This reaction fits into a reputation that this field has of unrealistic predictions of the future.  Unfortunately, many see AI as a big disappointment, despite the many ways its advances have now become a fundamental part of modern life.  If you look at the rash claims of its original proponents, however, such a conclusion may not seem far fetched. 

A particularly exuberant example of this disconnection was Newell's claim after the creation of General Problem Solver that “there are now in the world machines that think, that learn and create.  Moreover, ...in a visible future – the range of problems they can handle will be coextensive with the range to which the human mind has been applied.” (Norvig)
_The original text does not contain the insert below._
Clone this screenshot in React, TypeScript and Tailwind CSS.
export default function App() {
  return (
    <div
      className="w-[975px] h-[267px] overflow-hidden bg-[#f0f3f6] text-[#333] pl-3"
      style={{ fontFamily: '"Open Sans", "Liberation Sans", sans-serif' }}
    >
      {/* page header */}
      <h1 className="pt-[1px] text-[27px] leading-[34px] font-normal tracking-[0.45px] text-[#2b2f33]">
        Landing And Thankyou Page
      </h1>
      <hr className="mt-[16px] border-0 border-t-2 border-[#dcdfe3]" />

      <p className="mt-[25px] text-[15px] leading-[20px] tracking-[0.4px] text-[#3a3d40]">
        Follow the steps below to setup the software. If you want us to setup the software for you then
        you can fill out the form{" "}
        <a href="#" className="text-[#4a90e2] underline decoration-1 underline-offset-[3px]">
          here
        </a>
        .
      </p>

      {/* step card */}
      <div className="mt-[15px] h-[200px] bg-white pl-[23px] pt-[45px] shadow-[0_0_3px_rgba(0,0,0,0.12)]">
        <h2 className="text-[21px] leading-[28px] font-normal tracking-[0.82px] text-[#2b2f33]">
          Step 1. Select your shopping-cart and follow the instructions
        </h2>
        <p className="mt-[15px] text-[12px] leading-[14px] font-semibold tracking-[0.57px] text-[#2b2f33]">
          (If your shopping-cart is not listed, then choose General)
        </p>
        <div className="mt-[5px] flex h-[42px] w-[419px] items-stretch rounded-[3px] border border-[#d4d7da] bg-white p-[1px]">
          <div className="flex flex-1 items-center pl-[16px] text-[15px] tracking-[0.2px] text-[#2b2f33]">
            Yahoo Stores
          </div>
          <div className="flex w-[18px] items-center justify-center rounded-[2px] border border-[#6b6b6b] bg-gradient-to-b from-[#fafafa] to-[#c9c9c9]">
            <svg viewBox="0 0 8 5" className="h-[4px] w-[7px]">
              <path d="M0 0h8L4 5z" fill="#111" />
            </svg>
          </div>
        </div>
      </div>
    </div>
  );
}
One limitation he overlooked was the curse of 'NP-hard' problems.  In these cases, it is not that one can not write an appropriate program to find a solution, but rather that it will, in effect, never return an answer because the computation will take so long.  A fundamental property of these problems' formulation is that execution time grows exponentially with the size of the input, and it turns out there are many many problems like with these characteristics.  In other worlds, given two inputs, the output might take 2^2 = 4 seconds to compute, three inputs might take 2^3=16 seconds, eight might take 2^8=256  seconds and so forth.

Modern researchers seem to have a more cautious approach to speculations about the future, having learned from history.  Some see AI research as a way to appreciate and understand the complexity of the human mind.  It has certainly been much harder than most realized to achieve even a small part of what organic brains can do.  When I asked them what advice they would give a novice AI researcher, one AAAI Fellow recommended, “Choose a easy problem.  Then make it simpler. It will always turn out to be much harder than you'd expect.”
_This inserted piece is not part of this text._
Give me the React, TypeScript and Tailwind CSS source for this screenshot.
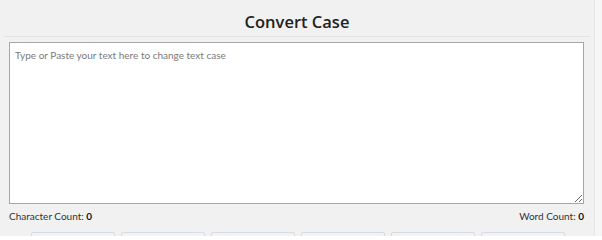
import React from "react";

const buttons = ["Sentence case", "lower case", "UPPER CASE", "Capitalized Case", "aLtErNaTiNg cAsE", "Title Case"];

export default function App() {
  return (
    <div className="flex h-[236px] w-[602px] overflow-hidden bg-[#f1f1f1] text-[#333]" style={{ fontFamily: '"Open Sans", "Noto Sans", sans-serif' }}>
      <div className="flex w-[594px] shrink-0 flex-col px-[4px]">
        <div className="flex h-[37px] shrink-0 items-start justify-center border-b border-[#e3e3e3] pt-[10px]">
          <h1 className="text-[16.5px] font-semibold leading-[24px] text-[#222]">Convert Case</h1>
        </div>
        <div className="flex shrink-0 flex-col px-[5px] pt-[5px]" style={{ fontFamily: 'Lato, "Open Sans", sans-serif' }}>
          <textarea
            className="h-[162px] w-[575px] shrink-0 border border-[#a6a6a6] bg-white px-[5px] py-[5px] text-[10px] leading-[14px] text-[#333] placeholder:text-[#7a7a7a] outline-none"
            placeholder="Type or Paste your text here to change text case"
          />
          <div className="mt-[5px] flex h-[14px] shrink-0 items-center justify-between text-[10px] leading-[14px] text-[#333]">
            <span>
              Character Count: <b className="font-bold text-[#111]">0</b>
            </span>
            <span className="mr-[1px]">
              Word Count: <b className="font-bold text-[#111]">0</b>
            </span>
          </div>
        </div>
        <div className="mt-[9px] flex shrink-0 justify-center gap-[6px] pl-[2px]">
          {buttons.map((b) => (
            <button
              key={b}
              className="h-[30px] w-[84px] shrink-0 rounded-[2px] border border-[#d6dce3] bg-[#f3f3f3] pt-[8px] text-[10px] text-[#333]"
            >
              {b}
            </button>
          ))}
        </div>
      </div>
      <div className="h-full w-[8px] shrink-0 border-l border-[#e6e6e6] bg-[#f6f6f6]" />
    </div>
  );
}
ARPA: Early AI's Fairy God Mother

If the Turing Test was the spirit-leader of early AI research, ARPA was the day-job that paid the bills, although one of its original heads, J. C. R. Licklider, did also encouraged many new conceptualizations of the purpose and potential of technology.  Licklider's paper, Man Machine Symbiosis, outlined a way of envisioning the human-technology relationship, in which a machine assists and works with a human to accomplish tasks.  The extensive resources that the organization provided were indispensable to the start of the field.
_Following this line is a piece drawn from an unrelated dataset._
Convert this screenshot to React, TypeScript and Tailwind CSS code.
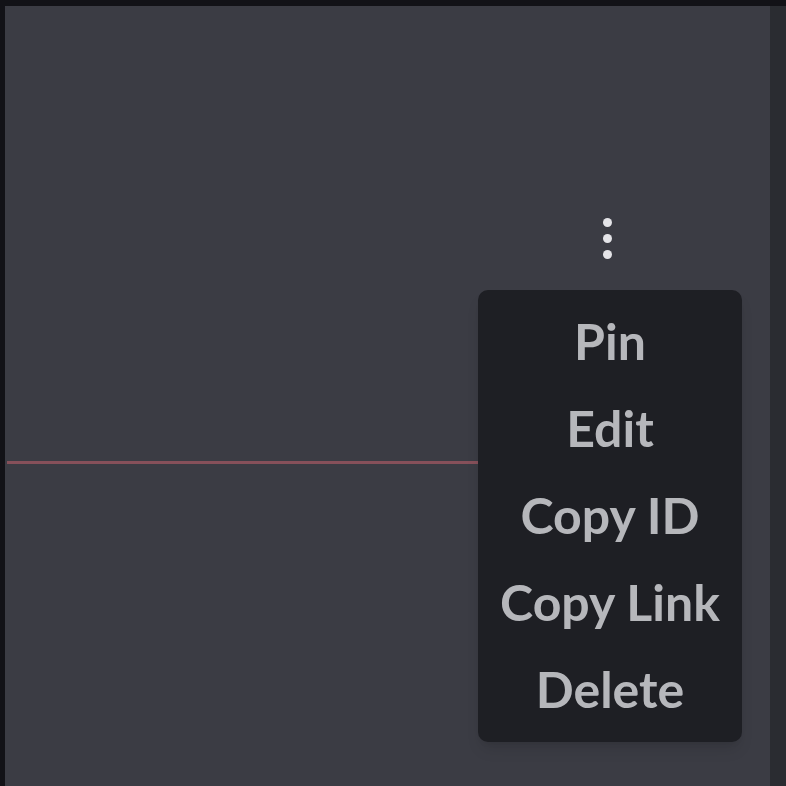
export default function App() {
  const items = ["Pin", "Edit", "Copy ID", "Copy Link", "Delete"];
  return (
    <div className="w-[786px] h-[786px] bg-[#121217] flex flex-col overflow-hidden" style={{ fontFamily: "Lato, 'Noto Sans', sans-serif" }}>
      <div className="h-[6px] shrink-0" />
      <div className="flex flex-1 min-h-0">
        <div className="w-[5px] shrink-0" />
        <div className="relative flex-1 bg-[#3b3c44]">
          {/* new message divider */}
          <div className="absolute left-[2px] top-[455px] w-[474px] h-[3px] bg-[#86505a]" />
          {/* more button */}
          <div className="absolute left-[598px] top-[212px] flex flex-col gap-[7px]">
            <div className="w-[9px] h-[9px] rounded-full bg-[#e4e4e8]" />
            <div className="w-[9px] h-[9px] rounded-full bg-[#e4e4e8]" />
            <div className="w-[9px] h-[9px] rounded-full bg-[#e4e4e8]" />
          </div>
          {/* context menu */}
          <div className="absolute left-[473px] top-[284px] w-[264px] h-[452px] rounded-[10px] bg-[#1e1f24] flex flex-col pt-[8px] pb-[10px] shadow-lg">
            {items.map((it) => (
              <div key={it} className="h-[87px] flex items-center justify-center text-[50px] font-bold text-[#b6b7bb] leading-none">
                {it}
              </div>
            ))}
          </div>
        </div>
        <div className="w-[16px] shrink-0 bg-[#2a2c31]" />
      </div>
    </div>
  );
}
Short for the Advanced Research Program Association, and a subset of the Defense Department, ARPA (now known as DARPA) was created in 1958 after Sputnik I went into orbit with the explicit purpose of catching up with the Russian space capabilities.  When Eisenhower decided that space should be civilian-controlled and founded NASA, however, ARPA found computing to be its new niche.

It began operations by contributing large research block grants starting in 1963 and supported a range of AI and computer science efforts over the years, with MIT, Stanford and Carnegie Mellon among the first recipients.

LISP: The language that made AI possible

John McCarthy introduced LISP in 1958, heralded as the language that made AI programming possible.    LISP is special because it was the first language that allowed information to be stored as list of objects rather than just lists of numbers.  An object is essentially a placeholder or symbol that is defined somewhere else.  This structuring makes it possible to program recursive functions and abstract ideas directly into the machine.

As part of the shift of batch-processing to interactive computers, McCarthy designed LISP to have an interactive environment, in which one could see errors in the code real time.   The capability of evaluating and seeing on screen feedback one function at time, rather than having to run the entire file can greatly facilitate finding bugs in one's code.

While many other early languages have died out, LISP remains the most common programming language for Artificial Intelligence in the United States and is used on par with Prolog in Europe and Japan.  According to Peter Norvig, founder of Google and author of a popular textbook on the subject, one reason for the continuing popularity of Lisp is the flexibility of its simple list data structure.  In his words, “The list is a very versatile data structure, and while lists can be implemented in any language, Lisp makes it easy to use them.  Many AI applications involve lists of constantly changing size, making fixed-length data structures like vectors harder to use.” (Norvig 25)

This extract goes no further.